── DATA ──
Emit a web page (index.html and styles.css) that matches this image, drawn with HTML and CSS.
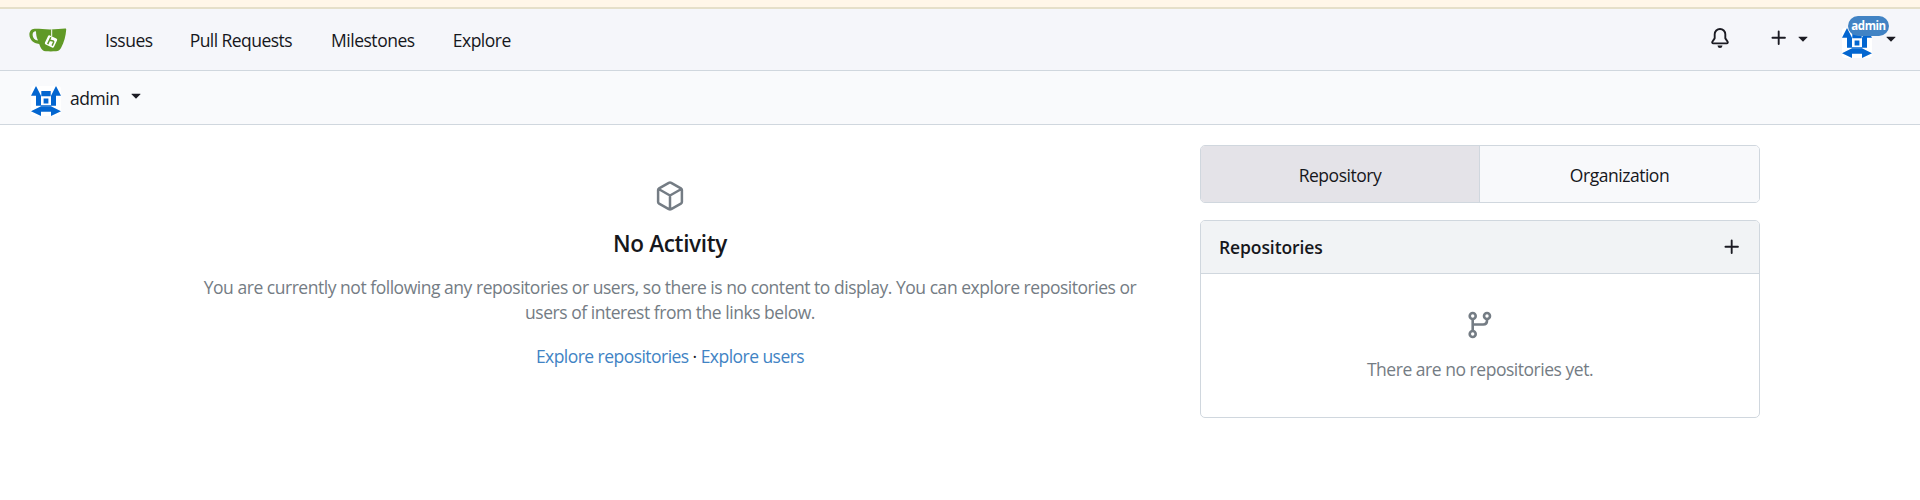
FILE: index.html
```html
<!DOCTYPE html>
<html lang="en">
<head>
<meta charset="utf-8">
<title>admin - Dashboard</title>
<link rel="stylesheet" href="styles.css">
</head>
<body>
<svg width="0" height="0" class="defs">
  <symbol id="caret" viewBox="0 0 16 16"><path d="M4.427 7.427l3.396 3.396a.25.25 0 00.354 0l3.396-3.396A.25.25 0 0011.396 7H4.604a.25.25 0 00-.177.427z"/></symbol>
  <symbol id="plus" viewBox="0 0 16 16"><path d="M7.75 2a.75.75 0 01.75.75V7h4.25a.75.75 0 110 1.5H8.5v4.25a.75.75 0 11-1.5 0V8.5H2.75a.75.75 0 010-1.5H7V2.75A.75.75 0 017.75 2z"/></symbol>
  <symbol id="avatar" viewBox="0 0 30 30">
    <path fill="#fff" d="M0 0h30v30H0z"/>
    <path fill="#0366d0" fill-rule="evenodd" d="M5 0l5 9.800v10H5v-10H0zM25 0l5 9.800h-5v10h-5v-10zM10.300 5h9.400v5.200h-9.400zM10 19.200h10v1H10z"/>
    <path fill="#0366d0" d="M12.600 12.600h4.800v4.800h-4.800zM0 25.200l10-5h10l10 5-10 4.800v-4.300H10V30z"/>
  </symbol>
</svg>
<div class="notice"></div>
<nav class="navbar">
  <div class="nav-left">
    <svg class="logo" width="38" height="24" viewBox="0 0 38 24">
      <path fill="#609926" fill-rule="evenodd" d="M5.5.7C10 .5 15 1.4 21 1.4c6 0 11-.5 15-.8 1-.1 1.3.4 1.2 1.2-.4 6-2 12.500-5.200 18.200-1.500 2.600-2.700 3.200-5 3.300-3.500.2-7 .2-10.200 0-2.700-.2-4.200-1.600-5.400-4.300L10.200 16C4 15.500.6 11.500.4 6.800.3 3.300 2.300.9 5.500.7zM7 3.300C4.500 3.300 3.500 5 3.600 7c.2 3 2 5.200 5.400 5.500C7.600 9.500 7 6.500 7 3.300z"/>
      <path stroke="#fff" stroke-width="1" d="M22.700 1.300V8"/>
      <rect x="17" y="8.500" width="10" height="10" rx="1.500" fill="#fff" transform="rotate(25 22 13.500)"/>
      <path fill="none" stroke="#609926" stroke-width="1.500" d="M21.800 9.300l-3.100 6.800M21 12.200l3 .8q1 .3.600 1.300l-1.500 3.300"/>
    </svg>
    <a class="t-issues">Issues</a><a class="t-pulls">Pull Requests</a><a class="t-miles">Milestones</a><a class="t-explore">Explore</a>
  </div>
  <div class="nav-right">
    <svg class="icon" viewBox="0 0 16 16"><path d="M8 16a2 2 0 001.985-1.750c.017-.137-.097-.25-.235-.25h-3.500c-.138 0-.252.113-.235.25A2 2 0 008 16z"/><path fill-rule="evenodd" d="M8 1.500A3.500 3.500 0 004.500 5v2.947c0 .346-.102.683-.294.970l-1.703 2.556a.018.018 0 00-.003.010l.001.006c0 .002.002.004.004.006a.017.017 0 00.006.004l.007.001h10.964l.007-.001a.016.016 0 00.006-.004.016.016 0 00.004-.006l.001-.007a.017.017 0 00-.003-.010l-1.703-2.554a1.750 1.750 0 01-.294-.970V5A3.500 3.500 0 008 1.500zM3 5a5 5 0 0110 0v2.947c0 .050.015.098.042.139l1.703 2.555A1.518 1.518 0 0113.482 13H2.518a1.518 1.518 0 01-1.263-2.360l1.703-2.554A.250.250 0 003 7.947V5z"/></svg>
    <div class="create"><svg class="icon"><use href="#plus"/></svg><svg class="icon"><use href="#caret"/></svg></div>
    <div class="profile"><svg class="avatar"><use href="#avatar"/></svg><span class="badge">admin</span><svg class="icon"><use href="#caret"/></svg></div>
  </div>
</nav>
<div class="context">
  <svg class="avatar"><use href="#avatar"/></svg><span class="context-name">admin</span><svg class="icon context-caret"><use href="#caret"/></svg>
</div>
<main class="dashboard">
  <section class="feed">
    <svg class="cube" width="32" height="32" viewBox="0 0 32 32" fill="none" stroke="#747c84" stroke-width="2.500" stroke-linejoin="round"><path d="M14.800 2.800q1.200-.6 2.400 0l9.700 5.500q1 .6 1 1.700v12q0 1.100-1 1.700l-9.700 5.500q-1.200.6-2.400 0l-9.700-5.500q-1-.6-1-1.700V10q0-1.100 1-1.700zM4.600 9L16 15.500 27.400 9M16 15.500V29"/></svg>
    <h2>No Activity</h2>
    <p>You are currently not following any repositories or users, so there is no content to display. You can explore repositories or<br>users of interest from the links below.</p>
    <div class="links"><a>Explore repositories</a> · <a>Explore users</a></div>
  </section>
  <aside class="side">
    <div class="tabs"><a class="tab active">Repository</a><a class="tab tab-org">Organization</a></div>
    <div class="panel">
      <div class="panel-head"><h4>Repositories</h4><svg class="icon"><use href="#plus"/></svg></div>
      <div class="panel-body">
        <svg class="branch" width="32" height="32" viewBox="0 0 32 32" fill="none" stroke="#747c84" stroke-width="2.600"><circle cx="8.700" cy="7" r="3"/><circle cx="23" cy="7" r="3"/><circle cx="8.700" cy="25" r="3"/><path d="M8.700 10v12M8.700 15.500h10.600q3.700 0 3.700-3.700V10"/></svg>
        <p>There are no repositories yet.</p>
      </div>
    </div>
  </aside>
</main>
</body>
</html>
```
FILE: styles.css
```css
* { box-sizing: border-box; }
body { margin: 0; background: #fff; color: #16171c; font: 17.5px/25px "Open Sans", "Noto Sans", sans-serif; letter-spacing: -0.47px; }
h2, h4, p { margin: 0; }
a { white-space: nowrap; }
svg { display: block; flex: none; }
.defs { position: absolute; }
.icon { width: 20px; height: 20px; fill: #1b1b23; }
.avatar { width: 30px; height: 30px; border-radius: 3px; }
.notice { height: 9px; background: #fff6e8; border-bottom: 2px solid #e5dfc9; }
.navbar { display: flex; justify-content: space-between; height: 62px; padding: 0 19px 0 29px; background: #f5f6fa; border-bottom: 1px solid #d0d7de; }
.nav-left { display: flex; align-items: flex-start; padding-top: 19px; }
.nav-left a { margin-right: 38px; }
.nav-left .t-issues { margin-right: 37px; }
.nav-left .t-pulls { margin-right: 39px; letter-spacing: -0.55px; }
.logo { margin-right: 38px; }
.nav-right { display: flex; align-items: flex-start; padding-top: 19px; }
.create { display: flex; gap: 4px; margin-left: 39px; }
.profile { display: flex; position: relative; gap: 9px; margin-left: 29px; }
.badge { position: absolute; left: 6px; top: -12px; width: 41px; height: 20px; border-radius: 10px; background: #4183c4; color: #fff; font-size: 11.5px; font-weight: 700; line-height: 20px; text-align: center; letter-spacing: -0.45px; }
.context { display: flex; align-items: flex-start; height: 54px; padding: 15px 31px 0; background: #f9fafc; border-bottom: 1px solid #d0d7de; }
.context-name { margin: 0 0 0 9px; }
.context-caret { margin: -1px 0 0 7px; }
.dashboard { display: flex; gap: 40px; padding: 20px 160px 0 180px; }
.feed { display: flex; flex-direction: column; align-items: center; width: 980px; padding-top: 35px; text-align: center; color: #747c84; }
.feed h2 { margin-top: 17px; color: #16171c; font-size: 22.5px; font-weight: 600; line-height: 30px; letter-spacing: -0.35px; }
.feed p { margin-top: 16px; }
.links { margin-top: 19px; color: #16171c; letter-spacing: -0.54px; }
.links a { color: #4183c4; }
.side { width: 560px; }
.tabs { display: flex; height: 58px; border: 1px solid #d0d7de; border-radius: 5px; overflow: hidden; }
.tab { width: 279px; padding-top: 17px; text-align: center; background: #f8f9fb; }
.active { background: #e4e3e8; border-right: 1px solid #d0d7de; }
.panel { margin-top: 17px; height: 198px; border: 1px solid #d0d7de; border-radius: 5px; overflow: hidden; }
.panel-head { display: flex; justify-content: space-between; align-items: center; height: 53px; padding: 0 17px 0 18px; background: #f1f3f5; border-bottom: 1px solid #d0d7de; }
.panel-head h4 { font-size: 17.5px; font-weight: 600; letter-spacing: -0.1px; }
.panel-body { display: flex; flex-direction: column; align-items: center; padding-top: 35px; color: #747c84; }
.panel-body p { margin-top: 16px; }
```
───
= EXERCISE OBJECTIVE =
Collect from the data above every line that includes "index".

= RESULT OF THE TASK =
Emit a web page (index.html and styles.css) that matches this image, drawn with HTML and CSS.
FILE: index.html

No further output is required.